No shop in the history of pre-internet life ever asked for anyone's eye scans, hand-scans or fingerprints before these surveillance-crazed technologists came along. Why? Because you do not need someone's fingerprints to sell them a commercial product or service. You do, however, need someone's fingerprints if you're running a secret forensics shop for the police. And with individual law-enforcement agencies documented over and over as having paid seven digits for data, that little forensics shop would certainly prove a lot more profitable than the rather less financially-viable crusade to stop online gamers from cheating.

Already, we have slipped into the noose of Big Brother to the point where rejecting just six commercial brands renders most of us unable to live. That's big.

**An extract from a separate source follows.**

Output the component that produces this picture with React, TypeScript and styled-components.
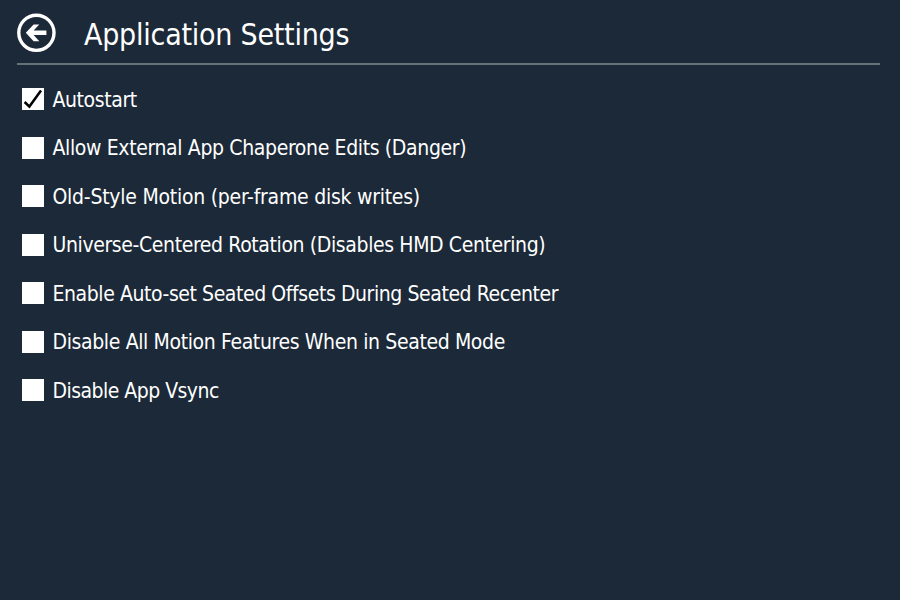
import React, { useState } from 'react';
import styled, { createGlobalStyle } from 'styled-components';

const GlobalStyle = createGlobalStyle`
  body {
    margin: 0;
    background: #1c2938;
  }
`;

const Page = styled.main`
  box-sizing: border-box;
  width: 900px;
  height: 600px;
  padding: 0 20px 0 17px;
  overflow: hidden;
  background: #1c2938;
  color: #fff;
  font-family: "DejaVu Sans Condensed", "DejaVu Sans", sans-serif;
  font-stretch: condensed;
`;

const Header = styled.header`
  box-sizing: border-box;
  display: flex;
  align-items: flex-start;
  gap: 28px;
  height: 65px;
  padding-top: 13px;
  border-bottom: 2px solid #66727a;
`;

const BackButton = styled.button`
  display: block;
  width: 39px;
  height: 40px;
  padding: 0;
  border: 0;
  background: none;
  color: inherit;

  svg {
    display: block;
  }
`;

const Title = styled.h1`
  margin: 0;
  font-size: 30px;
  font-weight: 400;
  line-height: 44px;
  letter-spacing: -0.24px;
  white-space: nowrap;
`;

const Options = styled.div`
  display: flex;
  flex-direction: column;
  padding: 10px 0 0 5px;
`;

const Option = styled.label`
  display: flex;
  align-items: center;
  gap: 8.5px;
  height: 48.5px;
`;

const Box = styled.span`
  flex: none;
  width: 22px;
  height: 22px;
  background: #fff;

  svg {
    display: block;
  }
`;

const HiddenInput = styled.input`
  display: none;
`;

const Label = styled.span<{ $tracking: number }>`
  padding-top: 1px;
  font-size: 21px;
  line-height: 28px;
  letter-spacing: ${({ $tracking }) => $tracking}px;
  white-space: nowrap;
`;

const options = [
  { text: 'Autostart', tracking: -0.4, on: true },
  { text: 'Allow External App Chaperone Edits (Danger)', tracking: -0.36, on: false },
  { text: 'Old-Style Motion (per-frame disk writes)', tracking: -0.25, on: false },
  { text: 'Universe-Centered Rotation (Disables HMD Centering)', tracking: -0.38, on: false },
  { text: 'Enable Auto-set Seated Offsets During Seated Recenter', tracking: -0.42, on: false },
  { text: 'Disable All Motion Features When in Seated Mode', tracking: -0.37, on: false },
  { text: 'Disable App Vsync', tracking: -0.53, on: false },
];

export default function App() {
  const [checked, setChecked] = useState(options.map((o) => o.on));
  const toggle = (index: number) =>
    setChecked((prev) => prev.map((value, i) => (i === index ? !value : value)));

  return (
    <Page>
      <GlobalStyle />
      <Header>
        <BackButton aria-label="Back">
          <svg width="39" height="40" viewBox="0 0 39 40" fill="none">
            <circle cx="19.4" cy="19.8" r="17.6" stroke="#fff" strokeWidth="3.4" />
            <path d="M8.8 19.8 L16.6 11.4 H22.3 L16.6 17.5 H29.4 V22.1 H16.6 L22.3 28.2 H16.6 Z" fill="#fff" />
          </svg>
        </BackButton>
        <Title>Application Settings</Title>
      </Header>
      <Options>
        {options.map((option, i) => (
          <Option key={option.text}>
            <HiddenInput type="checkbox" checked={checked[i]} onChange={() => toggle(i)} />
            <Box>
              {checked[i] && (
                <svg width="22" height="22" viewBox="0 0 22 22" fill="none">
                  <path d="M2.6 14 L7.4 18.6 L19 2.6" stroke="#000" strokeWidth="2.5" />
                </svg>
              )}
            </Box>
            <Label $tracking={option.tracking}>{option.text}</Label>
          </Option>
        ))}
      </Options>
    </Page>
  );
}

There are so many things about these companies' behaviour that don't add up at face value. Only when you consider the organisations to be an extension of state control does their behaviour begin to make sense.


FAR-FETCHED

We've arrived at a point where the companies' expressed goals are actually more far-fetched than the assumption that they're on a quest to embrace the state, extend the state, and extinguish the state. After all, they've embraced, extended and extinguished everything else. Why not also state government?

When you think it through, that's really not far-fetched at all. Perhaps the only people who do still think it's far-fetched are the governments themselves. And that, indeed, is how the three Es work. The last people to spot what's happening are the victims, whose egos are so monumentally inflated by all the embracing and extending, that the extinguishing takes them completely by surprise.

By then, it's too late to stop the inevitable conclusion.

So let's wake up to this now. Already, we have slipped into the noose of Big Brother to the point where rejecting just six commercial brands renders most of us unable to live. That's big. Bigger than we're allowing ourselves to recognise. We have to open our eyes. Stop believing the words. Start believing the actions.